Note: Use the Search box under Columns to quickly find columns by their names in a large dataset.
Change the Data Type
The Qrvey platform automatically determines the data type of each column by sampling the data source. However, you can refine or change the data type.
To change the data type of a column:
- Click its Column Type field and select the desired data type.
This change requires a data reload (if it has already been loaded).
Change the Input Format
The Input Format option is available when the system is unable to determine the input format of a column in a file upload. For example, with date type columns, a situation may occur in which the system cannot determine whether a date format is mm/dd or dd/mm. Carefully review and adjust input formats as needed. This change requires a data reload (if it has already been loaded).
Change the Visualization Format
The Visualization Format option enables you to change the default format for displaying date and numeric data in visualizations. Changing visualization formats does not require a data reload. The initial format was chosen automatically by the Qrvey platform.
This option is useful in various cases, such as when a numeric data column contains currency data. You can change the visualization format to Currency, which adds the currency symbol and formats it with two decimal places.
You can also enter custom Date format with the following syntax:
Syntax | Type |
---|---|
DD | days |
HH | hours |
mm | minutes |
ss | seconds |
SSS | milliseconds |
YYYY | year |
MM | month |
DD | day |
HH | hour |
mm | minute |
ss | second |
Select Unique Identifier Columns
If you are the using Data Synchronization feature in Append and Update mode, you must select a unique identifier column. The unique ID may consist of a single column or a group of columns.
To set a unique identifier on a column:
- Click it’s three-dot menu.
- Point to Unique ID.
- Select On.
This change requires a data reload (if it has already been loaded).
Define a Column Security Name
If the data in a dataset is controlled by Record Level Security (RLS), the columns used to filter the data need to be identified and given a security name. This name is used at authentication time and the data is filtered by the value of the set variable for each authenticated user.
Note: Assigning a security name does not, by itself, enable RLS. RLS must be configured in the Qrvey Admin Center. For more information, see Record Level Security.
To assign a security name to a column:
- Click its three-dot menu and select Enable Record Level Security.
- The Record Level Security - Security Name dialog displays.
- Enter a security name and click OK to confirm.
Defining the security name for a column does not require a data reload.
Automatic Column Links
Any dataset column can be configured so that it automatically presents a link to a selected URL when it is used in a visualization. A common use case for this feature is where a column contains a location and you want the column to always link to a map site, showing the location on the map. For more information, see Column Links.
Configure Geolocation Groups
The Geolocation Groups feature displays address information in map charts.
Transform Column Data
A Transformation enables you to change any piece of data before loading it into a dataset. Transformations may be simple, such as changing the values in a column to uppercase, or more complex, such as parsing JSON objects into arrays. Transformed data can be loaded into the same column from which it originated, or into new columns.
Load Data
Once the dataset is configured as desired, you may load the data.

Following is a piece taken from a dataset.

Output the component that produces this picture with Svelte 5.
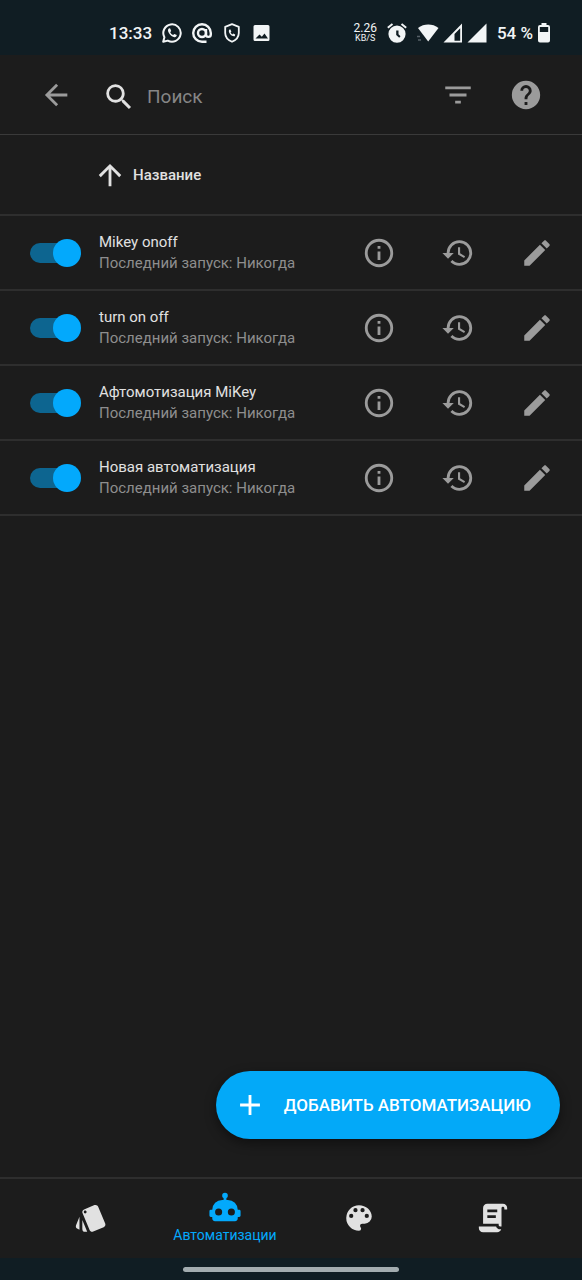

- Click Load Dataset. The Load Dataset dialog will appear.
- Select the estimated size of the dataset and click Load. The progress bar at the top-right of the screen indicates the current progress of the data load.
You may continue working in Qrvey Composer while the data loads in the background.
This estimate can be changed at a later time in the Advanced Settings tab. - If you remain on the Design tab during the data load process, once complete, the Summary view displays information about the data loaded.
- To view events, errors or issues with the data load, please check the Activity Log.